Use the first part of this lemma to prove all the others.
You might find Exercise 4.1.3 helpful.

How to think about this exercise

This is a straightforward exercise as long as you follow the hints.

Model solution

(a) Suppose $a>b$ . This means that $a\geq b$ and $a\ne b$ . Since $a\geq b$ , we have $a = b+n$ for some natural number $n$ . Add $-b$ to both sides of this equation to obtain $a-b = b+n + (-b) = b+ (-b) + n = n$ , where the last two equalities follow from the laws of algebra (Proposition 4.1.6). Thus $a-b$ is equal to a natural number. If $n=0$ , then $a-b=0$ so $a=b$ , a contradiction. Thus $n\ne 0$ , which means $a-b$ is a positive natural number.

Now suppose $a-b$ is a positive natural number. Thus $a-b = n$ , where $n\ne 0$ is a natural number. By adding $b$ to both sides we obtain $a-b + b = n+b$ , i.e. $a = b+n$ . Thus $a\geq b$ . If $a=b$ then we would have $0=a-b = n$ , which contradicts the fact that $n\ne 0$ . Thus $a\ne b$ , which together with $a\geq b$ implies that $a>b$ .

(b) Suppose $a>b$ . By part (a), this means $a-b$ is a positive natural number. By the laws of algebra, $a-b = a-b + c + (-c) = (a+c) + (-b) + (-c)$ . By Exercise 4.1.3, $-b = (-1)b$ and $-c = (-1)c$ . Thus $(-b) + (-c) = (-1)b + (-1)c = (-1)(b+c) = -(b+c)$ , where we have used the distributive law. We thus have $a-b = (a+c) - (b+c)$ . Since this is a positive natural number, by part (a) again we see that $a+c > b+c$ .
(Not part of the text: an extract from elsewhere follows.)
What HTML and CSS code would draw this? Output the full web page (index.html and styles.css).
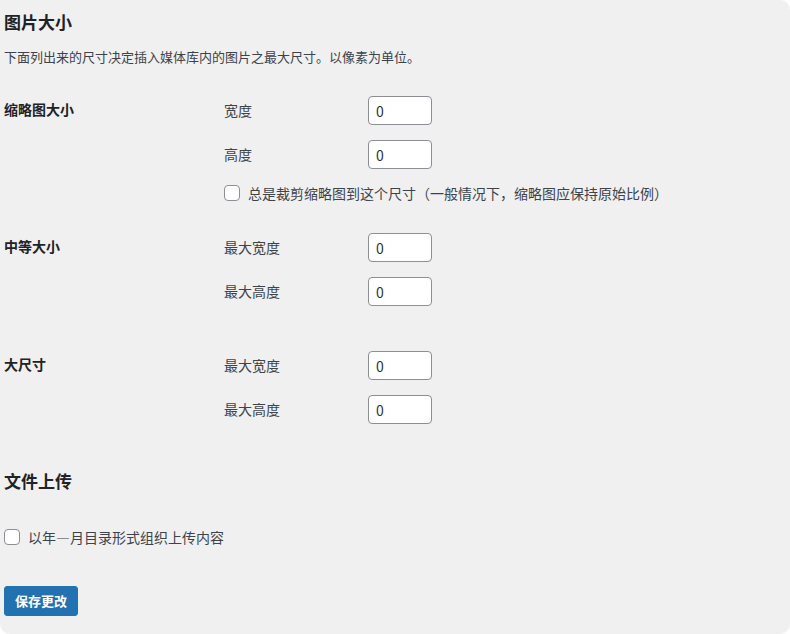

(c) Suppose $a>b$ and $c$ is positive. By part (a), we see that $a-b$ is positive. Thus by Lemma 2.3.3 we see that $(a-b)c$ is positive. We have $(a-b)c = (a + (-b))c = ac + (-b)c = ac + (-1)bc = ac-bc$ , where we have used the distributive law and Exercise 4.1.3. Since $ac-bc$ is positive, by part (a) again we see that $ac > bc$ .

(d) Suppose $a>b$ . Thus by part (a) we see that $a-b$ is positive. To show that $-a < -b$ , we need to show that $(-b) - (-a)$ is positive. But $(-b) - (-a) = (-b) + (-1)(-1)a = (-1)(-1)a + (-b)$ . We have $(-1)(-1) = (0{{-}\!{-}}1)(0{{-}\!{-}}1) = 1{{-}\!{-}}0 = 1$ . Thus $(-1)(-1)a + (-b) = a-b$ . Since $a-b$ is positive, and $a-b = (-b)-(-a)$ , we see that $(-b)-(-a)$ is positive as required.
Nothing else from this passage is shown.